Stored data
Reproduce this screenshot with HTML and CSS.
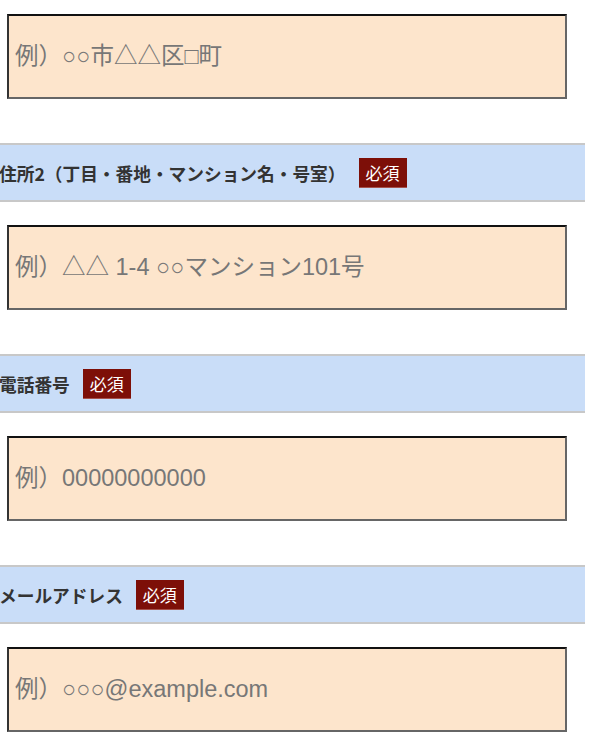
FILE: index.html
```html
<!DOCTYPE html>
<html lang="ja">

<head>
    <meta charset="UTF-8">
    <meta name="viewport" content="width=device-width, initial-scale=1.0">
    <title>お問い合わせ</title>
    <link rel="stylesheet" href="styles.css">
</head>

<body>
    <form class="entry-form">
        <div class="field">
            <input class="field-input" type="text" placeholder="例）○○市△△区□町">
        </div>

        <div class="field">
            <div class="field-label">
                <span class="label-text">住所2（丁目・番地・マンション名・号室）</span>
                <span class="required">必須</span>
            </div>
            <input class="field-input" type="text" placeholder="例）△△ 1-4 ○○マンション101号">
        </div>

        <div class="field">
            <div class="field-label">
                <span class="label-text">電話番号</span>
                <span class="required">必須</span>
            </div>
            <input class="field-input" type="tel" placeholder="例）00000000000">
        </div>

        <div class="field">
            <div class="field-label">
                <span class="label-text">メールアドレス</span>
                <span class="required">必須</span>
            </div>
            <input class="field-input" type="email" placeholder="例）○○○@example.com">
        </div>
    </form>
</body>

</html>
```

FILE: styles.css
```css
body {
    margin: 0;
    padding: 0;
    background-color: #fff;
    font-family: "Liberation Sans", Arial, "Noto Sans CJK JP", sans-serif;
    overflow: hidden;
}

.entry-form {
    padding-top: 14px;
    display: flex;
    flex-direction: column;
    gap: 44px;
}

.field {
    display: flex;
    flex-direction: column;
    gap: 23px;
}

.field-label {
    width: 585px;
    height: 59px;
    box-sizing: border-box;
    display: flex;
    align-items: center;
    gap: 13px;
    background-color: #c9ddf8;
    border-top: 2px solid #c8c8c8;
    border-bottom: 2px solid #c8c8c8;
}

.label-text {
    margin-left: -1px;
    font-family: "Noto Sans CJK JP", sans-serif;
    font-size: 17.7px;
    font-weight: bold;
    color: #333;
}

.required {
    display: inline-block;
    padding: 0 7px;
    line-height: 29px;
    font-family: "Noto Sans CJK JP", sans-serif;
    font-size: 17px;
    color: #fff;
    background-color: #7d0f08;
    border-bottom: 1px solid #a5524c;
    box-sizing: border-box;
    height: 30px;
}

.field-input {
    margin: 0 0 0 7px;
    width: 560px;
    height: 85px;
    box-sizing: border-box;
    padding: 0 6px;
    font-family: "Liberation Sans", Arial, "Noto Sans CJK JP", sans-serif;
    font-size: 23.5px;
    background-color: #fde5cc;
    border-style: solid;
    border-width: 2px;
    border-color: #111 #666 #666 #333;
    outline: none;
}

.field-input::placeholder {
    color: #777;
}
```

Goal
Repeat all of the data above word for word, minus the pictures.

Task result
Reproduce this screenshot with HTML and CSS.
FILE: index.html
```html
<!DOCTYPE html>
<html lang="ja">

<head>
    <meta charset="UTF-8">
    <meta name="viewport" content="width=device-width, initial-scale=1.0">
    <title>お問い合わせ</title>
    <link rel="stylesheet" href="styles.css">
</head>

<body>
    <form class="entry-form">
        <div class="field">
            <input class="field-input" type="text" placeholder="例）○○市△△区□町">
        </div>

        <div class="field">
            <div class="field-label">
                <span class="label-text">住所2（丁目・番地・マンション名・号室）</span>
                <span class="required">必須</span>
            </div>
            <input class="field-input" type="text" placeholder="例）△△ 1-4 ○○マンション101号">
        </div>

        <div class="field">
            <div class="field-label">
                <span class="label-text">電話番号</span>
                <span class="required">必須</span>
            </div>
            <input class="field-input" type="tel" placeholder="例）00000000000">
        </div>

        <div class="field">
            <div class="field-label">
                <span class="label-text">メールアドレス</span>
                <span class="required">必須</span>
            </div>
            <input class="field-input" type="email" placeholder="例）○○○@example.com">
        </div>
    </form>
</body>

</html>
```

FILE: styles.css
```css
body {
    margin: 0;
    padding: 0;
    background-color: #fff;
    font-family: "Liberation Sans", Arial, "Noto Sans CJK JP", sans-serif;
    overflow: hidden;
}

.entry-form {
    padding-top: 14px;
    display: flex;
    flex-direction: column;
    gap: 44px;
}

.field {
    display: flex;
    flex-direction: column;
    gap: 23px;
}

.field-label {
    width: 585px;
    height: 59px;
    box-sizing: border-box;
    display: flex;
    align-items: center;
    gap: 13px;
    background-color: #c9ddf8;
    border-top: 2px solid #c8c8c8;
    border-bottom: 2px solid #c8c8c8;
}

.label-text {
    margin-left: -1px;
    font-family: "Noto Sans CJK JP", sans-serif;
    font-size: 17.7px;
    font-weight: bold;
    color: #333;
}

.required {
    display: inline-block;
    padding: 0 7px;
    line-height: 29px;
    font-family: "Noto Sans CJK JP", sans-serif;
    font-size: 17px;
    color: #fff;
    background-color: #7d0f08;
    border-bottom: 1px solid #a5524c;
    box-sizing: border-box;
    height: 30px;
}

.field-input {
    margin: 0 0 0 7px;
    width: 560px;
    height: 85px;
    box-sizing: border-box;
    padding: 0 6px;
    font-family: "Liberation Sans", Arial, "Noto Sans CJK JP", sans-serif;
    font-size: 23.5px;
    background-color: #fde5cc;
    border-style: solid;
    border-width: 2px;
    border-color: #111 #666 #666 #333;
    outline: none;
}

.field-input::placeholder {
    color: #777;
}
```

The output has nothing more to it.